As an example, for cluster overload monitoring, users may decide to check every 30 minutes and observe 5 minutes for sustained above-threshold (600 QPM) transaction rate. If that condition occurs, users will be alerted automatically.

Such an alert condition can be defined on Grafana as follows.

 
alert condition on Grafana
 

Grafana offers dozens of channels to be configured for alert messaging needs. This list includes email alerting as well as several instant-messaging options like Slack.
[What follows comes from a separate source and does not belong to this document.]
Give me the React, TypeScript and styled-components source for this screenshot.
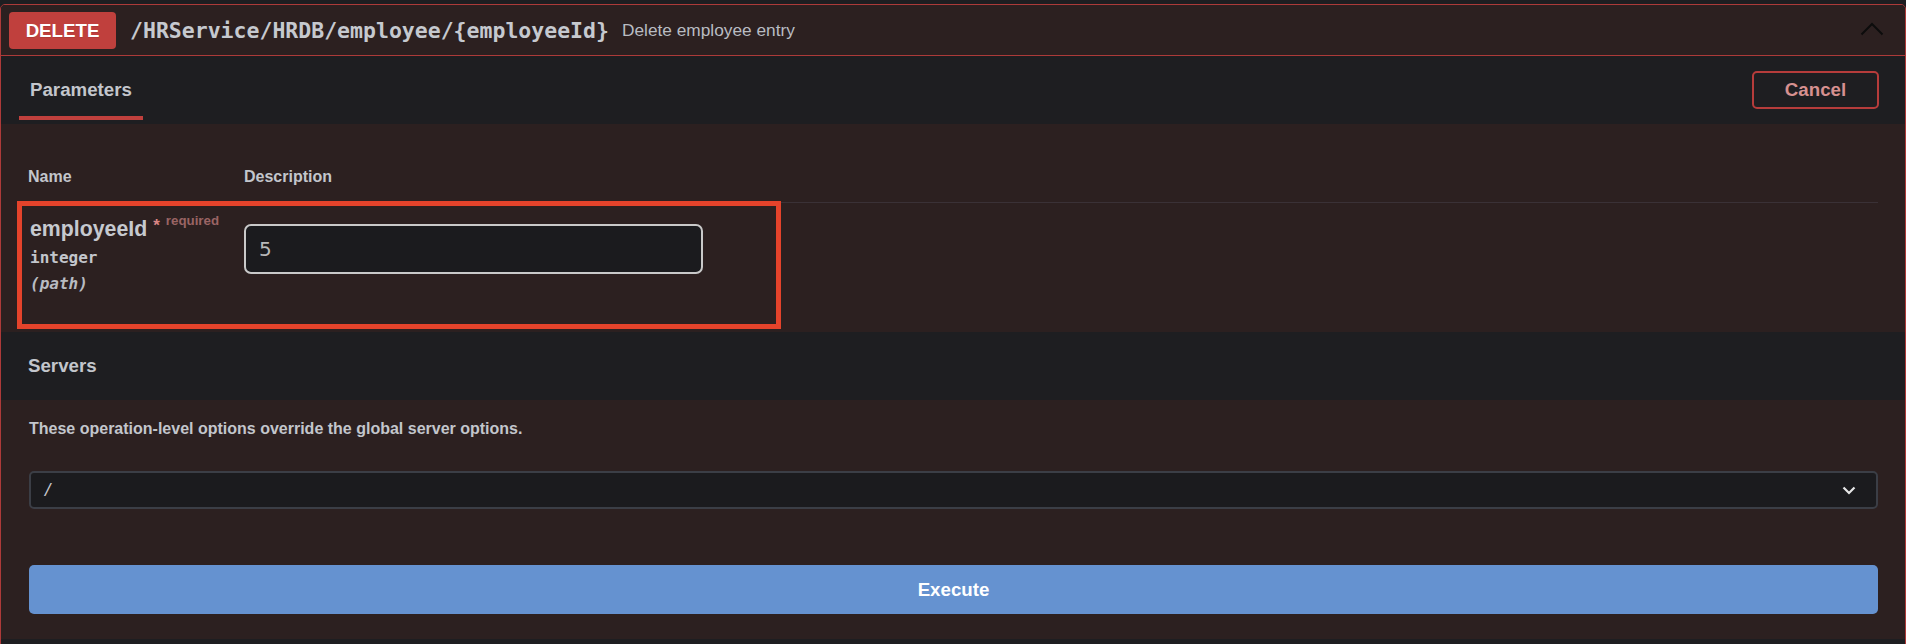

The user has to write his customized message while configuring his alert channel as shown below.

 
alert-condition-on-Grafana-2
 

Whenever the platform experiences load as more than expected load-bearing capacity, it will immediately alert the system administrator for his intervention.

Following is an example Slack alert for platform overload.

 
Slack alert for platform overload
 

Summary

 

Users may find more detailed descriptions about this in Kyligence document pages.

 

Following guidelines and examples provided in this article, users can build a robust, real-time monitoring and alerting application using Kyligence cloud’s built-in components very easily.

 

This helps Kyligence customers to save significant cost for building such an application system using REST API.

 

At the same time, this type of monitoring and alerting system is extremely beneficial when a large organization uses Kyligence for their business-critical production platform.